Tom March 27, 2012 at 11:44 am

I’d agree with that last comment – it would free the bandwidth, too.

john gnazzo March 27, 2012 at 2:47 pm

While performing in the CIO role in my last position, I got to purchase a new fire wall system. The tech recommended that you do NOT block streaming, but only allocate a small percentage of the total bandwidth to it. This is settable in modern firewalls. 1-5 percent is reasonable. A setting of 5 percent would yield only an bandwidth utilization increase of 5 percent, if nobody was normally streaming content. As more people try to stream data, their bandwidth will appreciably decline.

Paul Adams March 27, 2012 at 3:35 pm

I see zero difference in my network. The people in my company usually work from 8-5, not stream basketball games.
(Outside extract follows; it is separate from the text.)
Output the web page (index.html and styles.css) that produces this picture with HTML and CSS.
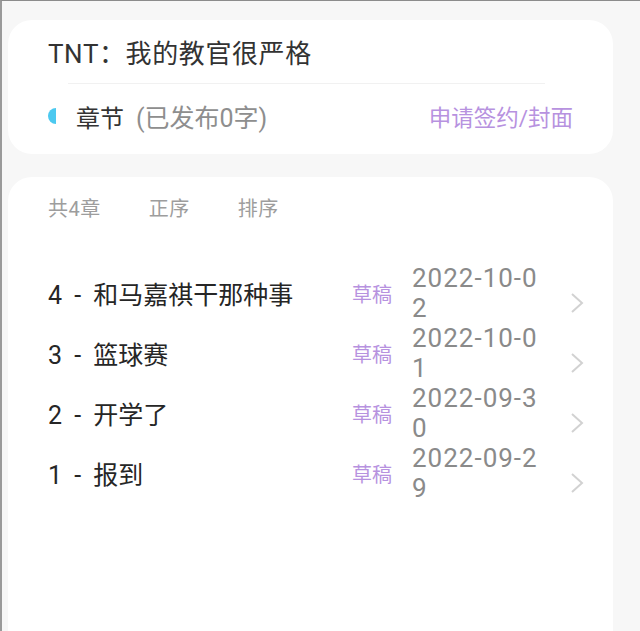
FILE: index.html
```html
<!DOCTYPE html>
<html lang="zh-CN">
<head>
  <meta charset="UTF-8">
  <meta name="viewport" content="width=device-width, initial-scale=1.0">
  <title>作品管理</title>
  <link rel="stylesheet" href="styles.css">
</head>
<body>
  <div class="page">
    <div class="card book-card">
      <div class="book-title">TNT：我的教官很严格</div>
      <div class="divider"></div>
      <div class="book-row">
        <span class="dot"></span>
        <span class="section-name">章节</span>
        <span class="section-count">(已发布0字)</span>
        <a href="#" class="sign-link">申请签约/封面</a>
      </div>
    </div>

    <div class="card chapter-card">
      <div class="chapter-head">
        <span>共4章</span>
        <span>正序</span>
        <span>排序</span>
      </div>

      <div class="chapter-list">
        <div class="chapter-item">
          <div class="chapter-name">4 - 和马嘉祺干那种事</div>
          <div class="chapter-state">草稿</div>
          <div class="chapter-date">2022-10-02</div>
          <svg class="chevron" width="15" height="22" viewBox="0 0 15 22"><polyline points="2,2 12,11 2,20" fill="none" stroke="#d2d2d2" stroke-width="2"/></svg>
        </div>
        <div class="chapter-item">
          <div class="chapter-name">3 - 篮球赛</div>
          <div class="chapter-state">草稿</div>
          <div class="chapter-date">2022-10-01</div>
          <svg class="chevron" width="15" height="22" viewBox="0 0 15 22"><polyline points="2,2 12,11 2,20" fill="none" stroke="#d2d2d2" stroke-width="2"/></svg>
        </div>
        <div class="chapter-item">
          <div class="chapter-name">2 - 开学了</div>
          <div class="chapter-state">草稿</div>
          <div class="chapter-date">2022-09-30</div>
          <svg class="chevron" width="15" height="22" viewBox="0 0 15 22"><polyline points="2,2 12,11 2,20" fill="none" stroke="#d2d2d2" stroke-width="2"/></svg>
        </div>
        <div class="chapter-item">
          <div class="chapter-name">1 - 报到</div>
          <div class="chapter-state">草稿</div>
          <div class="chapter-date">2022-09-29</div>
          <svg class="chevron" width="15" height="22" viewBox="0 0 15 22"><polyline points="2,2 12,11 2,20" fill="none" stroke="#d2d2d2" stroke-width="2"/></svg>
        </div>
      </div>
    </div>
  </div>
</body>
</html>
```

FILE: styles.css
```css
* {
  box-sizing: border-box;
  font-family: Roboto, 'Noto Sans CJK SC', sans-serif;
}

html, body {
  margin: 0;
  height: 100%;
  overflow: hidden;
}

body {
  background-color: #f7f7f7;
}

.page {
  height: 100%;
  display: flex;
  flex-direction: column;
  border-top: 1px solid #8c8c8c;
  border-left: 2px solid #9a9a9a;
  padding: 19px 27px 0 6px;
}

.card {
  background-color: white;
  border-radius: 24px;
  padding: 0 40px;
}

.book-card {
  padding-top: 16px;
  padding-bottom: 20px;
}

.book-title {
  font-size: 26px;
  line-height: 36px;
  letter-spacing: 0.6px;
  color: #333;
}

.divider {
  height: 1px;
  background-color: #f1f1f1;
  margin: 11px 28px 0 20px;
}

.book-row {
  display: flex;
  align-items: center;
  margin-top: 14px;
  height: 36px;
}

.dot {
  width: 8px;
  height: 16px;
  border-radius: 8px 0 0 8px;
  background-color: #4cc9f0;
  margin-right: 20px;
}

.section-name {
  font-size: 24px;
  color: #333;
}

.section-count {
  font-size: 25px;
  color: #8e8e8e;
  margin-left: 12px;
}

.sign-link {
  margin-left: auto;
  font-size: 22.5px;
  color: #b792df;
  text-decoration: none;
}

.chapter-card {
  flex: 1;
  margin-top: 23px;
  padding-top: 18px;
  border-radius: 24px 24px 0 0;
}

.chapter-head {
  display: flex;
  gap: 48px;
  font-size: 20px;
  line-height: 28px;
  letter-spacing: 0.5px;
  color: #9d9d9d;
}

.chapter-list {
  margin-top: 40px;
}

.chapter-item {
  display: flex;
  align-items: center;
  height: 60px;
}

.chapter-name {
  flex: 1;
  font-size: 25px;
  word-spacing: 6px;
  color: #262626;
}

.chapter-state {
  font-size: 20px;
  color: #b792df;
  margin-right: 20px;
}

.chapter-date {
  width: 136px;
  font-size: 26px;
  line-height: 30px;
  letter-spacing: 1px;
  color: #8a8a8a;
  word-break: break-all;
}

.chevron {
  margin-left: 22px;
  margin-right: -12px;
  margin-top: 20px;
}
```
Michael Gokey March 27, 2012 at 7:52 pm

I have found that in most places I worked, that only a handful of guys actually paid attention to and talked about March Madness at the office. Mostly what I have found is that they record it, watch at home or at the sports bars with their buddies. I haven’t seen much network traffic difference at work during work hours.
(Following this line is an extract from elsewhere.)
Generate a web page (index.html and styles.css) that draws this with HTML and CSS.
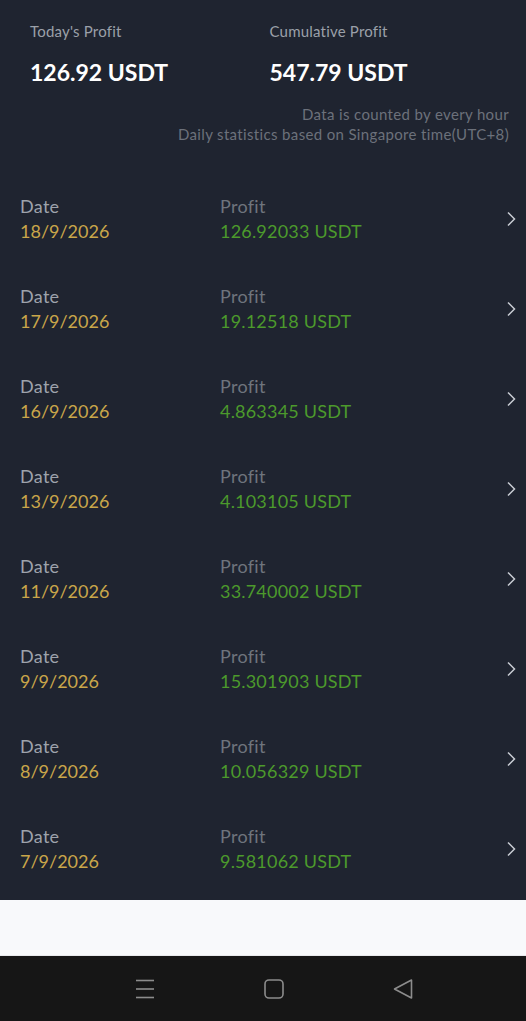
FILE: index.html
```html
<!DOCTYPE html>
<html lang="en">

<head>
    <meta charset="UTF-8">
    <meta name="viewport" content="width=device-width, initial-scale=1.0">
    <title>Profit Records</title>
    <link rel="stylesheet" href="styles.css">
</head>

<body>
    <div class="screen">
        <div class="summary">
            <div class="totals">
                <div class="total">
                    <div class="total-label">Today's Profit</div>
                    <div class="total-value">126.92 USDT</div>
                </div>
                <div class="total">
                    <div class="total-label">Cumulative Profit</div>
                    <div class="total-value">547.79 USDT</div>
                </div>
            </div>
            <div class="notes">
                <div>Data is counted by every hour</div>
                <div>Daily statistics based on Singapore time(UTC+8)</div>
            </div>
        </div>

        <ul class="records">
            <li class="record">
                <div class="cell cell-date"><span class="label">Date</span><span class="date">18/9/2026</span></div>
                <div class="cell"><span class="label label-dim">Profit</span><span class="profit">126.92033 USDT</span></div>
                <svg class="chevron" width="10" height="16" viewBox="0 0 10 16"><polyline points="2,1.5 8.5,8 2,14.5" /></svg>
            </li>
            <li class="record">
                <div class="cell cell-date"><span class="label">Date</span><span class="date">17/9/2026</span></div>
                <div class="cell"><span class="label label-dim">Profit</span><span class="profit">19.12518 USDT</span></div>
                <svg class="chevron" width="10" height="16" viewBox="0 0 10 16"><polyline points="2,1.5 8.5,8 2,14.5" /></svg>
            </li>
            <li class="record">
                <div class="cell cell-date"><span class="label">Date</span><span class="date">16/9/2026</span></div>
                <div class="cell"><span class="label label-dim">Profit</span><span class="profit">4.863345 USDT</span></div>
                <svg class="chevron" width="10" height="16" viewBox="0 0 10 16"><polyline points="2,1.5 8.5,8 2,14.5" /></svg>
            </li>
            <li class="record">
                <div class="cell cell-date"><span class="label">Date</span><span class="date">13/9/2026</span></div>
                <div class="cell"><span class="label label-dim">Profit</span><span class="profit">4.103105 USDT</span></div>
                <svg class="chevron" width="10" height="16" viewBox="0 0 10 16"><polyline points="2,1.5 8.5,8 2,14.5" /></svg>
            </li>
            <li class="record">
                <div class="cell cell-date"><span class="label">Date</span><span class="date">11/9/2026</span></div>
                <div class="cell"><span class="label label-dim">Profit</span><span class="profit">33.740002 USDT</span></div>
                <svg class="chevron" width="10" height="16" viewBox="0 0 10 16"><polyline points="2,1.5 8.5,8 2,14.5" /></svg>
            </li>
            <li class="record">
                <div class="cell cell-date"><span class="label">Date</span><span class="date">9/9/2026</span></div>
                <div class="cell"><span class="label label-dim">Profit</span><span class="profit">15.301903 USDT</span></div>
                <svg class="chevron" width="10" height="16" viewBox="0 0 10 16"><polyline points="2,1.5 8.5,8 2,14.5" /></svg>
            </li>
            <li class="record">
                <div class="cell cell-date"><span class="label">Date</span><span class="date">8/9/2026</span></div>
                <div class="cell"><span class="label label-dim">Profit</span><span class="profit">10.056329 USDT</span></div>
                <svg class="chevron" width="10" height="16" viewBox="0 0 10 16"><polyline points="2,1.5 8.5,8 2,14.5" /></svg>
            </li>
            <li class="record">
                <div class="cell cell-date"><span class="label">Date</span><span class="date">7/9/2026</span></div>
                <div class="cell"><span class="label label-dim">Profit</span><span class="profit">9.581062 USDT</span></div>
                <svg class="chevron" width="10" height="16" viewBox="0 0 10 16"><polyline points="2,1.5 8.5,8 2,14.5" /></svg>
            </li>
        </ul>

        <div class="footer-space"></div>

        <nav class="navbar">
            <svg width="20" height="20" viewBox="0 0 20 20" class="nav-icon">
                <line x1="1" y1="1.5" x2="19" y2="1.5" />
                <line x1="1" y1="10" x2="19" y2="10" />
                <line x1="1" y1="18.5" x2="19" y2="18.5" />
            </svg>
            <svg width="20" height="20" viewBox="0 0 20 20" class="nav-icon">
                <rect x="1" y="1" width="18" height="18" rx="4" />
            </svg>
            <svg width="20" height="20" viewBox="0 0 20 20" class="nav-icon">
                <polygon points="18.5,1 18.5,19 1.5,10" stroke-linejoin="round" />
            </svg>
        </nav>
    </div>
</body>

</html>
```

FILE: styles.css
```css
body {
    margin: 0;
    padding: 0;
    font-family: Lato, "Noto Sans", sans-serif;
    background-color: #1f2430;
}

.screen {
    width: 526px;
    height: 1021px;
    display: flex;
    flex-direction: column;
    background-color: #1f2430;
}

.summary {
    padding: 21px 17px 0 30px;
}

.totals {
    display: flex;
}

.total {
    width: 240px;
}

.total-label {
    font-size: 15px;
    line-height: 20px;
    letter-spacing: 0.2px;
    color: #9ba0a9;
}

.total-value {
    margin-top: 16px;
    font-size: 23px;
    line-height: 30px;
    font-weight: 700;
    color: #ffffff;
}

.notes {
    margin-top: 17px;
    text-align: right;
    font-size: 15px;
    line-height: 20px;
    letter-spacing: 0.35px;
    color: #6c717b;
}

.records {
    list-style: none;
    margin: 30px 0 0;
    padding: 0;
}

.record {
    display: flex;
    align-items: center;
    height: 90px;
    padding: 0 10px 0 20px;
    box-sizing: border-box;
}

.cell {
    display: flex;
    flex-direction: column;
    font-size: 18px;
    line-height: 25px;
    flex: 1;
}

.cell-date {
    flex: 0 0 200px;
}

.label {
    color: #9ea3ac;
    letter-spacing: 0.3px;
}

.label-dim {
    color: #6f747d;
}

.date {
    color: #c9a64a;
}

.profit {
    color: #4c9a2c;
    letter-spacing: 0.2px;
}

.chevron {
    fill: none;
    stroke: #c9ccd3;
    stroke-width: 1.5;
}

.footer-space {
    height: 55px;
    margin-top: auto;
    background-color: #f8f9fb;
    border-bottom: 1px solid #e8e9ec;
}

.navbar {
    height: 65px;
    display: flex;
    justify-content: center;
    align-items: center;
    gap: 109px;
    padding-left: 22px;
    background-color: #161616;
}

.nav-icon {
    fill: none;
    stroke: #8c8c8c;
    stroke-width: 1.6;
}
```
Theodore R. Smith March 27, 2012 at 8:24 pm

The most memorable time for me when streaming took the corporate network down to its knees was Obama’s inaugural address in November 2008.

Pretty much every black person (and a great number of others, mind you) had it streaming on their computers pretty much the entire day, many hours before and many hours later. They viewed it on a great many different sites, so IT couldn’t figure out how to traffic shape it, either. They’d block cnn, then people’d quickly pass around links to it on Russian sites, etc.

Now *that* was madness!

Nice March 27, 2012 at 10:46 pm

Wow folks, way to keep morale high among your workforce!

Jon Leszczynski March 28, 2012 at 8:11 am

If you tweak your network to support multicast video streaming the impact during events like March Madness or the inauguration becomes very minimal while making everybody happy. Smartphones and 4g networks are making it possible to access the media anyhow.

art.s March 28, 2012 at 10:00 am

Excellent stress test for networking pipes to prove at their full capacity planning.

Tom White March 28, 2012 at 1:36 pm

Tell your IT guys to check out Blue Coat to reduce multiple threads of streaming data. An essential benefit that Blue Coat uniquely provides is a reduction in bandwidth consumed by video through stream-splitting and multi-casting techniques that allow web-based video to be accessed once and served many times to multiple users in real time. In addition, Blue Coat’s caching technology for web and video content dramatically reduces bandwidth consumption and perceptibly improves web performance.

Steven Hyde March 29, 2012 at 6:33 am

Why is there any need to use company resources when many people can stream on personal devices, my device, my rules. Unlimited data plans and 4G, perfect for March Madness, streaming music. Next thing you know, companies will want the IT staff to begin wearing ties again because it looks more professional.